All the taxpayer need do is provide CCRA with the information slip, along with a letter or a T1ADJ (adjustment) form, asking it to take the new information into account.
Another common trigger for prior-year corrections are capital gains and losses, when taxpayers suddenly remember they had gains to apply losses to. When re-questing a loss carryback, taxpayers must fill out and submit a T1A form to the CCRA.
But, cautions Dennis Tew, vice-president and controller of Franklin Templeton Investment Corp. in Toronto, the CCRA's provisions allowing taxpayers to make prior year corrections do not constitute a license for them to suddenly change course on tax-planning initiatives they may have second thoughts about.
"They would challenge you if you've already claimed something and then tried to go back and revise numbers in your favour," he says.
If, for instance, an individual chooses to claim less than their maximum capital cost allowance in one year, leaving room to claim some of that amount in future years, he or she can't suddenly decide to go back and change that allocation. The same holds true for RRSPs.
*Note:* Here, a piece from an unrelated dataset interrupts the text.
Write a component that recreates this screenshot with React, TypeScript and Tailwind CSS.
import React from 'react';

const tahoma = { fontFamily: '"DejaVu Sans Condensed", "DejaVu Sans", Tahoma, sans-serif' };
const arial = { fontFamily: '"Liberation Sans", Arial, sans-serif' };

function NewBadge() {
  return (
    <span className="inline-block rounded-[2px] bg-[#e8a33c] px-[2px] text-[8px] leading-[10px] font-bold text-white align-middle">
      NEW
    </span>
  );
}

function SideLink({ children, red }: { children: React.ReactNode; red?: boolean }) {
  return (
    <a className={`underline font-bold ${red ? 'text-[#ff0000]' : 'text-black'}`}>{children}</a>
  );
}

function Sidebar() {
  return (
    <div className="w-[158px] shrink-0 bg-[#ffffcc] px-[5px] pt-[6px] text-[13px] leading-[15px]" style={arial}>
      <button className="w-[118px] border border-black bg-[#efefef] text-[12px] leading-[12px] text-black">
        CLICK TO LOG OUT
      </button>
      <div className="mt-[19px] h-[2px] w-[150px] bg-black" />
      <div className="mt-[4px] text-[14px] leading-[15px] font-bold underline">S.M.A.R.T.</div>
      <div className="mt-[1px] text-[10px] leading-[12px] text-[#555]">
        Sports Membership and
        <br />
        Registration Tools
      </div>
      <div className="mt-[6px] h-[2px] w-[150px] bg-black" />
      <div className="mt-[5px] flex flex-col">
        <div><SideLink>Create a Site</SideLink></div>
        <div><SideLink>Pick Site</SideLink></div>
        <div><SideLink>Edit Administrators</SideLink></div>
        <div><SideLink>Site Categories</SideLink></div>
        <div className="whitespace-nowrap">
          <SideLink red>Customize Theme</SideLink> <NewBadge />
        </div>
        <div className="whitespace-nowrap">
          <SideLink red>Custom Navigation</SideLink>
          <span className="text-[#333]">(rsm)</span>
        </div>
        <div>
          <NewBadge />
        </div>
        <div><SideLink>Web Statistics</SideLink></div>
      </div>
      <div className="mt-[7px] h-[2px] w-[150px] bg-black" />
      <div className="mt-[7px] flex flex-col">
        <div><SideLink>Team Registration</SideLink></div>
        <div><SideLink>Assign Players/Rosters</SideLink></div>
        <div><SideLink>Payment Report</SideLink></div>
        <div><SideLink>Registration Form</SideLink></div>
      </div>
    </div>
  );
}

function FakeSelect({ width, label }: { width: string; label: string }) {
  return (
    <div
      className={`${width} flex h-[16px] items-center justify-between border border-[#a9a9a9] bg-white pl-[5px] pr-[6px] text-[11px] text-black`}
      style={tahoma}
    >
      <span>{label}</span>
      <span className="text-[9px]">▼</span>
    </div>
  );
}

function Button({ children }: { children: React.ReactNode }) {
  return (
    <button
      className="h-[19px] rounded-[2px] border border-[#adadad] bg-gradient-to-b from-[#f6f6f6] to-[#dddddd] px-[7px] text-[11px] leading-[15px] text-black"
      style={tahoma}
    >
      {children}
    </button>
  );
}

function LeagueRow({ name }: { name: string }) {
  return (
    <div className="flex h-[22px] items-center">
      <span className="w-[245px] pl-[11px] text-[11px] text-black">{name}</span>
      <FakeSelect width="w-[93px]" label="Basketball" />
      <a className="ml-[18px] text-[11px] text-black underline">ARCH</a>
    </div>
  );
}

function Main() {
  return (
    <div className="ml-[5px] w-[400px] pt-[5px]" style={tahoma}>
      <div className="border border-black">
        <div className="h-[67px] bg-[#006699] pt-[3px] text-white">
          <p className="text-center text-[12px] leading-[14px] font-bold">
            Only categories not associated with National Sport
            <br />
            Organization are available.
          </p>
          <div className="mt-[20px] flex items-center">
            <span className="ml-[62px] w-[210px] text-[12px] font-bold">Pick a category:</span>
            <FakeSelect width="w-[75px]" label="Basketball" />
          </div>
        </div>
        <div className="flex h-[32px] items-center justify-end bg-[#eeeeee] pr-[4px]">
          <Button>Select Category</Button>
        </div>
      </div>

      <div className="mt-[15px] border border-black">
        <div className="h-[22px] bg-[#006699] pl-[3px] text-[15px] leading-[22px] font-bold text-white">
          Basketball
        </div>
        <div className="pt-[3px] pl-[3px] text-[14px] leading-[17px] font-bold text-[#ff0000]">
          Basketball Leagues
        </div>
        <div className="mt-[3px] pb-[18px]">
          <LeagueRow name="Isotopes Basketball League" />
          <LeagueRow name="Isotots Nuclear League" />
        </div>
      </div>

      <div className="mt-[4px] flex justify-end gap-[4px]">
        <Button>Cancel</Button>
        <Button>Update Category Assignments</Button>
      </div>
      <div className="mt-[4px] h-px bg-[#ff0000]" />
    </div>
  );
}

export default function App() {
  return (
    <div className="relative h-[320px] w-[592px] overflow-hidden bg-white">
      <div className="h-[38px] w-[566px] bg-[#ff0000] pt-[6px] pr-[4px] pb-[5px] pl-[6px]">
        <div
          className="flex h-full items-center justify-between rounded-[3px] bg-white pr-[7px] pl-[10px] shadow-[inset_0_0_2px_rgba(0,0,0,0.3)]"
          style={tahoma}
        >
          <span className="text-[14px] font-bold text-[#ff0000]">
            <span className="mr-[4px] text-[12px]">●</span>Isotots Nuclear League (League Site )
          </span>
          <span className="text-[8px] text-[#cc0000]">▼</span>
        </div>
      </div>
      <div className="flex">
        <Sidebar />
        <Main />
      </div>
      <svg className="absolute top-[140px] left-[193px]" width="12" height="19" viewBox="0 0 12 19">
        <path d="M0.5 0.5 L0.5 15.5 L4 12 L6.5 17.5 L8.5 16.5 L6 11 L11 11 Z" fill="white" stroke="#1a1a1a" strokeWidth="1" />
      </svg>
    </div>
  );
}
CCRA would not allow taxpayers to amend their previous tax return if they decided to reallocate how much was deducted for a particular year, says CCRA spokesperson Sam Papadopoulos.
There are also several grey areas where the agency may use discretion in determing whether to rule in favour of the taxpayer.
Take, for example, cases where investors suddenly discover they have allowable business investment losses applicable to a previous year. Applying half of those losses against all other income could prove a lucrative credit.